Exercise aim:
Write out the listing, please, but only from its first line through the line containing "const Dot = ()", exactly as given and without pictures.

>>

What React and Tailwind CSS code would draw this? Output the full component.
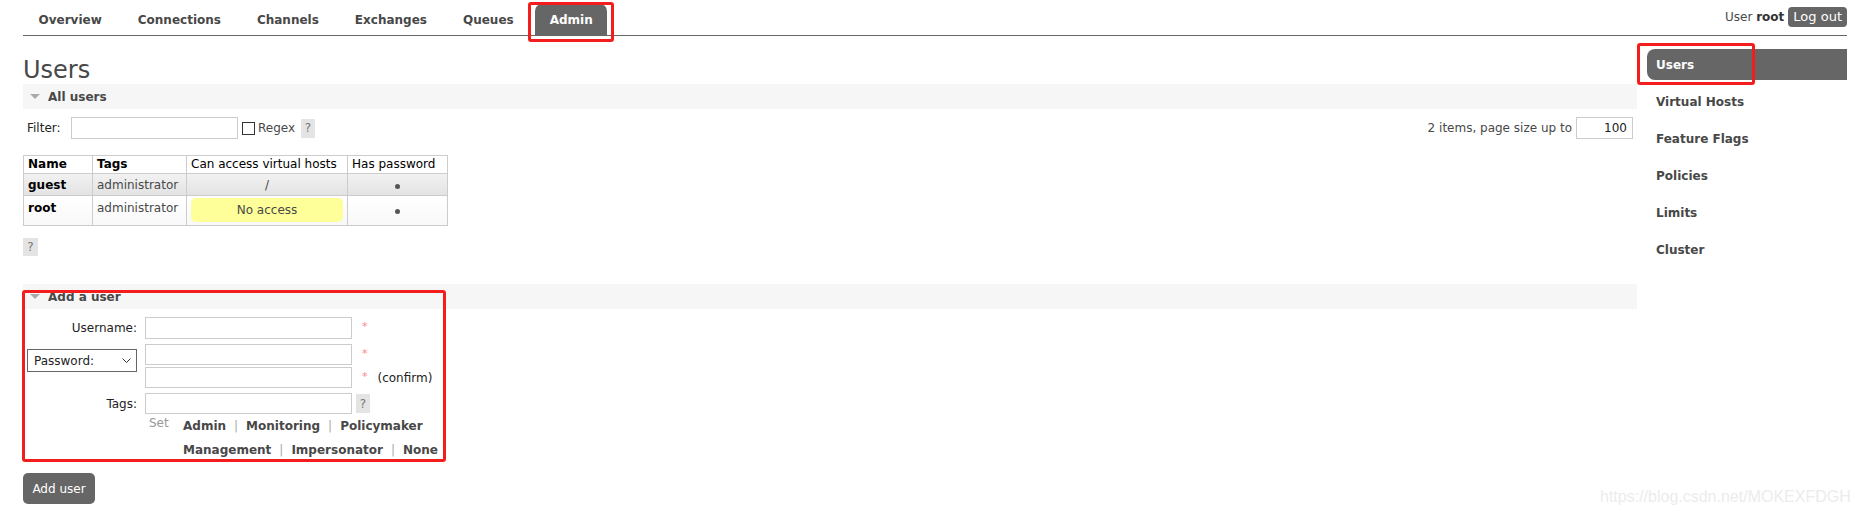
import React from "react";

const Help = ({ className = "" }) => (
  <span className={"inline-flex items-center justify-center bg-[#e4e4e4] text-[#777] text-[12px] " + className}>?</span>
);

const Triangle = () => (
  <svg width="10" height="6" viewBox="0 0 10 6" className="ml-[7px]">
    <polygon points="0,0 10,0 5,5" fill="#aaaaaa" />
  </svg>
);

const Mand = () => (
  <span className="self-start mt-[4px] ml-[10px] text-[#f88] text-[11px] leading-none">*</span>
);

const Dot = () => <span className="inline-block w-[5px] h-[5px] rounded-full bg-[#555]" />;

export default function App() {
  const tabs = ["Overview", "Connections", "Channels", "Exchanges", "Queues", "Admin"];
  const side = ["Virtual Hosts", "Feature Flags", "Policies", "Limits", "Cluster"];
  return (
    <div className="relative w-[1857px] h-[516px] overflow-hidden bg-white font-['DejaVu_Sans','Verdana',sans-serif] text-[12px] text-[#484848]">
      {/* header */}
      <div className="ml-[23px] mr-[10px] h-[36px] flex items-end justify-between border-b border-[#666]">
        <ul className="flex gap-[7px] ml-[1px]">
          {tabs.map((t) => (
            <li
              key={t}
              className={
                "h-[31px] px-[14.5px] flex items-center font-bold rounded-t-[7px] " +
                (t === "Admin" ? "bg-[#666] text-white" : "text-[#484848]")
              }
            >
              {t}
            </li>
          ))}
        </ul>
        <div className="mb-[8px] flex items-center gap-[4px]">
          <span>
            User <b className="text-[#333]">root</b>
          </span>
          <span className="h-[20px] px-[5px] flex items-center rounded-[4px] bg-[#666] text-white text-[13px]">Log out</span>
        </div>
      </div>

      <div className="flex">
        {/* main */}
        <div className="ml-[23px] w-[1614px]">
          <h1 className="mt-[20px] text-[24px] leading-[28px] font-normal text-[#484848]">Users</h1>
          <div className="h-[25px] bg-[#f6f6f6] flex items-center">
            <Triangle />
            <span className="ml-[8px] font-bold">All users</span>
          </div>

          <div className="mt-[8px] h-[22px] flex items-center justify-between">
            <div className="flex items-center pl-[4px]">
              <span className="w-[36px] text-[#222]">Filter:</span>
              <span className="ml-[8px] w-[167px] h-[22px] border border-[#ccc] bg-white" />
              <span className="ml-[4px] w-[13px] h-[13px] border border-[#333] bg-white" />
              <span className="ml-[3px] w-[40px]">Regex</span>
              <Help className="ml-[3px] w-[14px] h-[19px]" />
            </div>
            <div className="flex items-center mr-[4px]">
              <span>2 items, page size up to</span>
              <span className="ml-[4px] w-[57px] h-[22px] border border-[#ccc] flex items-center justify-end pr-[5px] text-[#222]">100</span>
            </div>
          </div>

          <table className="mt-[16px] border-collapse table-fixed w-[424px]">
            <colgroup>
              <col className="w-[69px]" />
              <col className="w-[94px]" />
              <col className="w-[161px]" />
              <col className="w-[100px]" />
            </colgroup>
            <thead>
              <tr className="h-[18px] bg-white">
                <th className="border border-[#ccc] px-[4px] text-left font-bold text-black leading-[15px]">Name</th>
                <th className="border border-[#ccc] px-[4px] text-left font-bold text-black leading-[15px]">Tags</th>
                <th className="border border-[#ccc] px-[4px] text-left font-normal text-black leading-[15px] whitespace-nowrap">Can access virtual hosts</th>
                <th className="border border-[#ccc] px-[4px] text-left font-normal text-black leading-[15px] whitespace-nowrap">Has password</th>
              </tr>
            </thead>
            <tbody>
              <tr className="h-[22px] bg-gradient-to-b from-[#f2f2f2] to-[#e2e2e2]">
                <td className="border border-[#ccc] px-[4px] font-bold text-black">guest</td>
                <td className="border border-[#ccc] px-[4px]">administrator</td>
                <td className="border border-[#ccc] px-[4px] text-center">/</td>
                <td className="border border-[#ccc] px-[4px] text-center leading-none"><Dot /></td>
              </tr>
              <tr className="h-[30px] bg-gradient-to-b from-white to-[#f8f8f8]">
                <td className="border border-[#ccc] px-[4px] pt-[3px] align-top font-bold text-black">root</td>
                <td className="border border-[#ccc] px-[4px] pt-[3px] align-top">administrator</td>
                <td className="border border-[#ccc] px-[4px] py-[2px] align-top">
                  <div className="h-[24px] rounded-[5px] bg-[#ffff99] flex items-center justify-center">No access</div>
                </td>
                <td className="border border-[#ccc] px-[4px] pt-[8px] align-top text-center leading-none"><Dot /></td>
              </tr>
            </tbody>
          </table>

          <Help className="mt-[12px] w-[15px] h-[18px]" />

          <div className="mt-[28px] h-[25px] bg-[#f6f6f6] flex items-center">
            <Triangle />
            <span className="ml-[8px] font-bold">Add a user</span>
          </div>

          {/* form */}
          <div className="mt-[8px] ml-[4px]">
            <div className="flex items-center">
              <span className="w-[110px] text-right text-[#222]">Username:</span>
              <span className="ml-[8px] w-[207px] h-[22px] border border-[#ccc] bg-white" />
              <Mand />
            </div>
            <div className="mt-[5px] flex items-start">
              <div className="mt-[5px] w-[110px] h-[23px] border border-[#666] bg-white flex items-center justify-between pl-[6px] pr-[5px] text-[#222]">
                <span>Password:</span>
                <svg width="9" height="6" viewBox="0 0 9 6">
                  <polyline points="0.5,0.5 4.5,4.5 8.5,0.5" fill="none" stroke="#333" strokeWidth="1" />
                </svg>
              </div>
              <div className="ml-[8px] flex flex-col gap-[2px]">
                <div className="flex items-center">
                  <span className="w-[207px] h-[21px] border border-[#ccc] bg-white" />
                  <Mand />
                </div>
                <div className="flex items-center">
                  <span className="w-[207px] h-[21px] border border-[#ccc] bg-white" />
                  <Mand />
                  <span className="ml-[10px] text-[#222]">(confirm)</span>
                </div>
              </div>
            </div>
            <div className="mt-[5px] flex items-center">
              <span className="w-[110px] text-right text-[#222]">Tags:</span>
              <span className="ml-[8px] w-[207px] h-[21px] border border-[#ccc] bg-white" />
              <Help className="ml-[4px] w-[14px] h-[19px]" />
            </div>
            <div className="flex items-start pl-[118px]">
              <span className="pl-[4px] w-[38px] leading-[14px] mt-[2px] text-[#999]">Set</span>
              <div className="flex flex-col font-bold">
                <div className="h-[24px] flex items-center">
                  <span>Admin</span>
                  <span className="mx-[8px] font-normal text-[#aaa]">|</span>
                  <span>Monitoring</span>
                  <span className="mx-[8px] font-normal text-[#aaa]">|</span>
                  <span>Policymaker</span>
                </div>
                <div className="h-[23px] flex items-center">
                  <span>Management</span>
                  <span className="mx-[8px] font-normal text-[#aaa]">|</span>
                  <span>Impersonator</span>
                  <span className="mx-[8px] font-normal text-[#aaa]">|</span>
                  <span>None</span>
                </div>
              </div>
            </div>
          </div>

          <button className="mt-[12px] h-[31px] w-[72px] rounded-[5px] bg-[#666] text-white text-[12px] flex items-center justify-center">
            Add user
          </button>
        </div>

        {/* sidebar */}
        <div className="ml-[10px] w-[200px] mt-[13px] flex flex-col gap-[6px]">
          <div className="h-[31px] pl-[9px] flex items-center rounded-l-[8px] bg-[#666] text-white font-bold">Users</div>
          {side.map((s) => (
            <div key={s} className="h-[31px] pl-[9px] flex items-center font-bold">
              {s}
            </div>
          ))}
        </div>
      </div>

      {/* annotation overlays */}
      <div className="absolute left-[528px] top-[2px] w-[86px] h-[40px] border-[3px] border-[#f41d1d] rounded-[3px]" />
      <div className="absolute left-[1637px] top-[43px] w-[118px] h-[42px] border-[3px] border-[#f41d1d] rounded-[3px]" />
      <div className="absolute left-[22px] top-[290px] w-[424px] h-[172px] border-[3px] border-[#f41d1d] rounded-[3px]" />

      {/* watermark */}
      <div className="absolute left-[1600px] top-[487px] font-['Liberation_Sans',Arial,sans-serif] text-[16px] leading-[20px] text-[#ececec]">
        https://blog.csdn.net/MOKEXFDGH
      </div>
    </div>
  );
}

<<

Final result:
What React and Tailwind CSS code would draw this? Output the full component.
import React from "react";

const Help = ({ className = "" }) => (
  <span className={"inline-flex items-center justify-center bg-[#e4e4e4] text-[#777] text-[12px] " + className}>?</span>
);

const Triangle = () => (
  <svg width="10" height="6" viewBox="0 0 10 6" className="ml-[7px]">
    <polygon points="0,0 10,0 5,5" fill="#aaaaaa" />
  </svg>
);

const Mand = () => (
  <span className="self-start mt-[4px] ml-[10px] text-[#f88] text-[11px] leading-none">*</span>
);

const Dot = () => <span className="inline-block w-[5px] h-[5px] rounded-full bg-[#555]" />;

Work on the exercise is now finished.